If Miri says the code is incorrect, the code is near-certainly incorrect. It doesn't really have false-positives


&T to &mut T is defined to be undefined, no matter what actually happens if you do it. Undefined behavior is kinda like dividing by zero; if you do it, anything can happen, even impossible things, so it's just not allowed.

Thanks. I didn't consider the optimization angle. I will give UnsafeCell a try.

I understand all this as a general concept, but was trying to get a specific failure scenario (@2e71828's reply provided one).

@2e71828 I have made a PR Add an explanation shared to exclusive transmute by ramnivas · Pull Request #344 · rust-lang/nomicon · GitHub based on your reply (don't know you Github handle to give you credit there, but added this thread as context).

2 Likes

Incidentally, note that it is about more than optimization, it is also about semantics. &mut more accurately indicates unique access, and one can rely on this, even in unsafe, to avoid data races [1], even in the absence of any optimization whatsoever.

It's a core property of the language.


  1. (for example; or any other UB, or logical invariants) ↩︎

1 Like

In absence of optimization, in my particular example (locally controlled mutability along with external immutable access), I am unable to imagine a scenario where the program will exhibit an error. The transform function consumes arena_system and returns a newly created System, with no externally observable mutability. Furthermore, both ArenaSystem and System both own all its content, so no external references to worry about.

This is different from cases such as this example that takes an external shared reference with an unknown origin and mutates it. So a crash is easy to understand.

I am just trying to understand this more fully. While the optimizer assumption reason is already good enough to avoid such usage, if there are more demonstrable issues with my example, it will be good to know.

Well optimizations are the main way where this kind of thing can go wrong.

3 Likes

I have no demonstration specific to your example, I just wanted to clarify, given your documentation PR. Mutex::get_mut not locking is an example unrelated to yours.

More generally, UB is a language-level definition, and if your program has UB (like casting a & to a &mut in Rust), it may not compile how you intended. Turning it around, a program compiling how you intended is not an indication that there is no UB. Maybe there's no UB, or maybe you got lucky.

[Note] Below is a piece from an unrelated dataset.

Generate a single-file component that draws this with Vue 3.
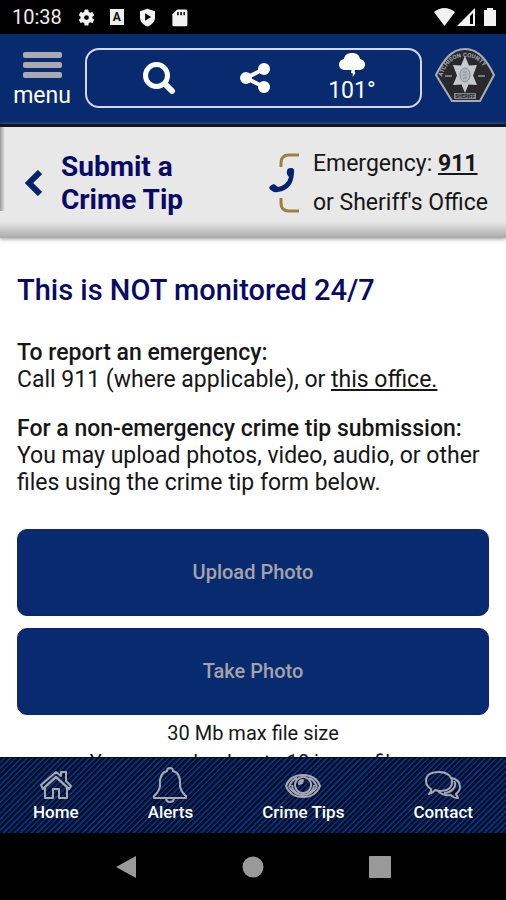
<!-- src/App.vue -->
<template>
    <div class="app">
        <div class="status-bar">
            <span class="clock">10:38</span>
            <svg class="status-icon" viewBox="0 0 24 24" aria-hidden="true">
                <path fill-rule="evenodd" d="M19.4 13a7.500 7.500 0 0 0 0-2l2.100-1.650a.5.5 0 0 0 .12-.64l-2-3.460a.5.5 0 0 0-.61-.22l-2.490 1a7.300 7.300 0 0 0-1.690-.98l-.38-2.650A.49.49 0 0 0 14 2h-4a.49.49 0 0 0-.49.420l-.38 2.650c-.61.250-1.170.590-1.690.980l-2.490-1a.49.49 0 0 0-.61.220l-2 3.460a.49.49 0 0 0 .12.640L4.570 11a8 8 0 0 0 0 2l-2.110 1.650a.5.5 0 0 0-.12.640l2 3.460c.12.220.390.300.610.220l2.490-1c.52.400 1.080.730 1.690.980l.38 2.650c.03.240.240.420.490.420h4c.25 0 .46-.18.490-.42l.38-2.650c.61-.25 1.170-.59 1.690-.98l2.490 1c.23.080.490 0 .61-.22l2-3.460a.5.5 0 0 0-.12-.64L19.400 13zM12 15a3 3 0 1 1 0-6 3 3 0 0 1 0 6z" />
            </svg>
            <span class="letter-badge" aria-hidden="true">A</span>
            <svg class="status-icon" viewBox="0 0 24 24" aria-hidden="true">
                <path fill-rule="evenodd" d="M12 1 21.500 4v8c0 5-4 9.500-9.500 11.500C6.500 21.500 2.500 17 2.500 12V4zM9 6.500v9.500l7.500-4.700z" />
            </svg>
            <svg class="status-icon" viewBox="0 0 24 24" aria-hidden="true">
                <path fill-rule="evenodd" d="M9 2h11a2 2 0 0 1 2 2v17a2 2 0 0 1-2 2H5a2 2 0 0 1-2-2V8zM9 5v4h2V5zm4 0v4h2V5zm4 0v4h2V5z" />
            </svg>
            <span class="spacer"></span>
            <svg class="status-icon signal" viewBox="0 0 64 20" aria-hidden="true">
                <path d="M0 5Q10.500-3 21 5L10.500 19z" />
                <path fill-rule="evenodd" d="M23 19 41 1v18zM36 9v8h3V6z" />
                <path d="M50 3h3V1h6v2h3v16H50z" />
            </svg>
        </div>

        <header class="header">
            <button class="menu-btn" type="button">
                <span class="bars"><i></i><i></i><i></i></span>
                <span>menu</span>
            </button>

            <div class="toolbar">
                <button type="button" aria-label="Search">
                    <svg width="34" height="34" viewBox="0 0 34 34" fill="none" stroke="#fff">
                        <circle cx="14.500" cy="14.500" r="11" stroke-width="5" />
                        <path d="m23 23 7 7" stroke-width="6" stroke-linecap="round" />
                    </svg>
                </button>
                <button type="button" aria-label="Share">
                    <svg width="30" height="30" viewBox="0 0 30 30" fill="#fff">
                        <path d="M24 6 6 15l18 9" fill="none" stroke="#fff" stroke-width="4" />
                        <circle cx="24" cy="6" r="6" />
                        <circle cx="6" cy="15" r="6" />
                        <circle cx="24" cy="24" r="6" />
                    </svg>
                </button>
                <button class="weather" type="button">
                    <svg width="28" height="25" viewBox="0 0 28 25" fill="#fff">
                        <path d="M7 18C3 18 1 15.500 1 12.500S3 7.500 6 7C6.500 3 9.500 1 14 1s7.500 2 8 6c3 .5 5 2.500 5 5.500S25 18 21 18h-4l-.5 2 1 1-3 4 .5-3.500-2-.5.5-3z" />
                    </svg>
                    <span>101°</span>
                </button>
            </div>

            <svg class="badge" viewBox="0 0 60 54" role="img" aria-label="Sheriff">
                <defs>
                    <path id="arc" d="M7 29Q13 9 30 9t23 20" />
                </defs>
                <path d="M1 27C8 13 16 1 30 1s22 12 29 26L45 53H17z" fill="#29282d" stroke="#a8adb5" stroke-width="2" />
                <text class="badge-text"><textPath href="#arc">ATCHISON COUNTY</textPath></text>
                <path d="M10 28h7M43 28h7" stroke="#777b80" stroke-width="2" />
                <path d="m30 8 4 9.500 8-.5-4 10.500 4 9.500-8.500-.5L30 45l-3.500-8.500L18 37l4-9.500L18 17l8 .5z" fill="#c5cace" />
                <ellipse cx="30" cy="27" rx="5" ry="7" fill="#b4babf" stroke="#858b90" />
                <path d="M28 24h4M28 27h4M28 30h4" stroke="#8a9197" />
                <path d="M19 45h22v6H19z" fill="#85888c" />
                <text class="badge-text dark" x="30" y="50" text-anchor="middle">SHERIFF</text>
            </svg>
        </header>

        <section class="title-bar">
            <button class="back-btn" type="button" aria-label="Back">
                <svg width="17" height="26" viewBox="0 0 17 26" fill="none" stroke="#06216d" stroke-width="6">
                    <path d="M15 2 4 13l11 11" />
                </svg>
            </button>
            <h1>Submit a<br>Crime Tip</h1>
            <svg class="phone" width="32" height="60" viewBox="0 0 32 60" fill="none">
                <path d="M30 2H20q-8 0-8 8v4M12 45v5q0 8 8 8h10" stroke="#9b8043" stroke-width="3" />
                <path d="M18 18q0-3 4-3 4 0 3 5-1 17-16 19-6 1-9-4 1-3 5-4l4 3q9-2 11-10-3-3-2-6z" fill="#06216d" />
            </svg>
            <div class="contact-lines">
                <div>Emergency: <a href="tel:911"><b>911</b></a></div>
                <div>or Sheriff's Office</div>
            </div>
        </section>

        <main class="content">
            <h2>This is NOT monitored 24/7</h2>
            <p><b>To report an emergency:</b><br>Call 911 (where applicable), or <a href="#">this office.</a></p>
            <p><b>For a non-emergency crime tip submission:</b><br>You may upload photos, video, audio, or other files using the crime tip form below.</p>
            <div class="uploads">
                <button type="button">Upload Photo</button>
                <button type="button">Take Photo</button>
            </div>
            <div class="hint">30 Mb max file size<br>You may upload up to 10 image files.</div>
        </main>

        <nav class="tab-bar">
            <a v-for="tab in tabs" :key="tab.label" href="#">
                <svg width="36" height="36" viewBox="0 0 36 36">
                    <path v-for="d in tab.paths" :key="d" :d="d" />
                </svg>
                <span>{{ tab.label }}</span>
            </a>
        </nav>

        <div class="system-nav">
            <button type="button" aria-label="Back">
                <svg width="22" height="24" viewBox="0 0 22 24"><path d="M1 12 21 1v22z" /></svg>
            </button>
            <button type="button" aria-label="Home">
                <svg width="22" height="24" viewBox="0 0 22 24"><circle cx="11" cy="12" r="10.500" /></svg>
            </button>
            <button type="button" aria-label="Recent apps">
                <svg width="22" height="24" viewBox="0 0 22 24"><rect y="1" width="22" height="22" rx="1" /></svg>
            </button>
        </div>
    </div>
</template>

<script setup>
// bottom tabs, icons are drawn as outlines
const tabs = [
    {
        label: 'Home',
        paths: [
            'M3 18 18 5l5 4V5h5v9l5 5-2 3-13-12L5 22z',
            'M7 21v10h8v-9h6v9h8V21M7 20 18 10l11 10'
        ]
    },
    {
        label: 'Alerts',
        paths: [
            'M2 29q5-4 6-10Q7 6 15 4q0-3 3-3t3 3q8 2 7 15 1 6 6 10v2H2z',
            'M14 31q0 4 4 4t4-4'
        ]
    },
    {
        label: 'Crime Tips',
        paths: [
            'M1 19C4 11 10 8 18 8s14 3 17 11C32 27 26 30 18 30S4 27 1 19z',
            'M4 20c2-6 5-8 8-9M32 20c-2-6-5-8-8-9M4 20c4 6 8 8 14 8s10-2 14-8',
            'M18 10a8 8 0 1 0 .1 0',
            'M7 18c0 4 3 8 7 9M29 18c0 4-3 8-7 9',
            'M14 17q0-4 4-4l-1 3z'
        ]
    },
    {
        label: 'Contact',
        paths: [
            'M4 27q3-2 2-5-5-3-5-8C1 8 6 5 14 5s13 4 13 10-5 9-13 9l-4-1q-2 3-6 4z',
            'M27 11q8 2 8 9 0 4-4 7l2 4q-5 0-7-3-8 1-13-4M29 14q3 4-1 8-4 4-9 4'
        ]
    }
]
</script>

<style>
body {
    margin: 0;
}
</style>

<style scoped>
.app {
    display: flex;
    flex-direction: column;
    height: 100vh;
    overflow: hidden;
    background: #fff;
    color: #161616;
    font-family: Roboto, "Liberation Sans", sans-serif;
}

button {
    padding: 0;
    border: none;
    background: none;
    color: inherit;
    font: inherit;
    cursor: pointer;
}

svg {
    display: block;
}

a {
    color: inherit;
}

.status-bar {
    display: flex;
    flex: none;
    align-items: center;
    height: 34px;
    padding: 0 8px 0 12px;
    gap: 13px;
    background: #000;
    color: #eee;
}

.clock {
    margin-right: 2px;
    font-size: 20px;
}

.status-icon {
    width: 19px;
    height: 19px;
    fill: #f2f2f2;
}

.status-icon.signal {
    width: 64px;
    height: 20px;
}

.letter-badge {
    width: 14px;
    margin: 0 1px;
    background: #eee;
    color: #111;
    font-size: 12px;
    font-weight: 700;
    line-height: 16px;
    text-align: center;
}

.spacer {
    flex: 1;
}

.header {
    display: flex;
    flex: none;
    align-items: flex-start;
    height: 90px;
    padding: 14px 11px 0 13px;
    box-sizing: border-box;
    background: #082b70;
    color: #fff;
}

.menu-btn {
    width: 58px;
    margin-right: 14px;
    padding-top: 4px;
    font-size: 23px;
    line-height: 28px;
}

.bars {
    display: grid;
    gap: 4px;
    width: 39px;
    margin: 0 auto 4px;
}

.bars i {
    height: 6px;
    border-radius: 2px;
    background: #aaa9b0;
}

.toolbar {
    display: grid;
    flex: 1;
    grid-template-columns: repeat(3, 1fr);
    align-items: center;
    height: 60px;
    margin-right: 13px;
    padding: 0 20px 0 24px;
    box-sizing: border-box;
    border: 2px solid #d8d5f0;
    border-radius: 14px;
}

.toolbar svg {
    margin: 0 auto;
}

.weather {
    font-size: 23px;
    line-height: 28px;
}

.badge {
    width: 60px;
    height: 54px;
}

.badge-text {
    fill: #a5a8ad;
    font-size: 6px;
    font-weight: 700;
}

.badge-text.dark {
    fill: #222;
    font-size: 5px;
}

.title-bar {
    display: flex;
    flex: none;
    align-items: center;
    height: 114px;
    padding: 0 18px 0 25px;
    box-sizing: border-box;
    border-top: 3px solid #17131c;
    background:
        linear-gradient(to right, #999, transparent) 0 0 / 5px 84px no-repeat,
        linear-gradient(#e8e8e8 85%, #aaa);
    box-shadow: 0 1px 4px #999;
}

.back-btn {
    margin-right: 19px;
}

h1 {
    margin: 0;
    color: #080a66;
    font-size: 28px;
    font-weight: 700;
    line-height: 33px;
}

.phone {
    margin: 0 12px 0 auto;
}

.contact-lines {
    font-size: 23px;
    line-height: 39px;
}

.contact-lines b {
    font-weight: 700;
}

.content {
    flex: 1;
    min-height: 0;
    padding: 36px 17px 0;
    overflow: hidden;
    font-size: 23px;
    line-height: 27px;
}

h2 {
    margin: 0 0 33px;
    color: #080a66;
    font-size: 29px;
    font-weight: 500;
    line-height: 32px;
}

p {
    margin: 0 0 22px;
}

b {
    font-weight: 500;
}

.uploads {
    display: grid;
    gap: 12px;
    padding-top: 11px;
}

.uploads button {
    height: 87px;
    border: 1px solid #16206e;
    border-radius: 10px;
    background: #082b70;
    color: #a5a3aa;
    font-size: 20px;
    font-weight: 500;
}

.hint {
    padding-top: 4px;
    font-size: 20px;
    line-height: 29px;
    text-align: center;
}

.tab-bar {
    display: flex;
    flex: none;
    justify-content: space-between;
    height: 76px;
    padding: 9px 33px 0;
    box-sizing: border-box;
    border-top: 1px solid #050c26;
    background: repeating-linear-gradient(135deg, #020e32 0 2px, #0b3472 3px 4px);
    color: #fff;
}

.tab-bar a {
    display: flex;
    flex-direction: column;
    align-items: center;
    font-size: 17px;
    font-weight: 500;
    line-height: 18px;
    text-decoration: none;
}

.tab-bar svg {
    fill: none;
    stroke: #aaa7ae;
    stroke-width: 2;
    stroke-linejoin: round;
}

.system-nav {
    display: flex;
    flex: none;
    align-items: center;
    justify-content: space-around;
    height: 67px;
    padding: 0 62px;
    background: #000;
}

.system-nav svg {
    fill: #999;
}
</style>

That's just another clarification as your OP seems to use "encouter UB" to mean "get a compilation I didn't intend." There tends to be an increased emphasis on avoiding UB entirely in Rust (even in cases that happen to compile as intended today).


Separate from any of that, you'll want to be sure that you don't hand out handles to Type<'_> or Field<'_> without capping their lifetimes to something tied to a borrow of the System<'static>, e.g.

impl System<'static> {
    // Lifetime of revealed innards is constrained by the borrow to &self
    pub fn types(&self) -> &[Type<'_>] {
        &self.types
    }
}

Or else a user of the crate could hold on to a &'static and then drop the System, say.

I do suspect you know this, given the design and privacy I see in the structs. But you didn't call it out either, so I'm mentioning it.

2 Likes

Thanks @quinedot for the explanation.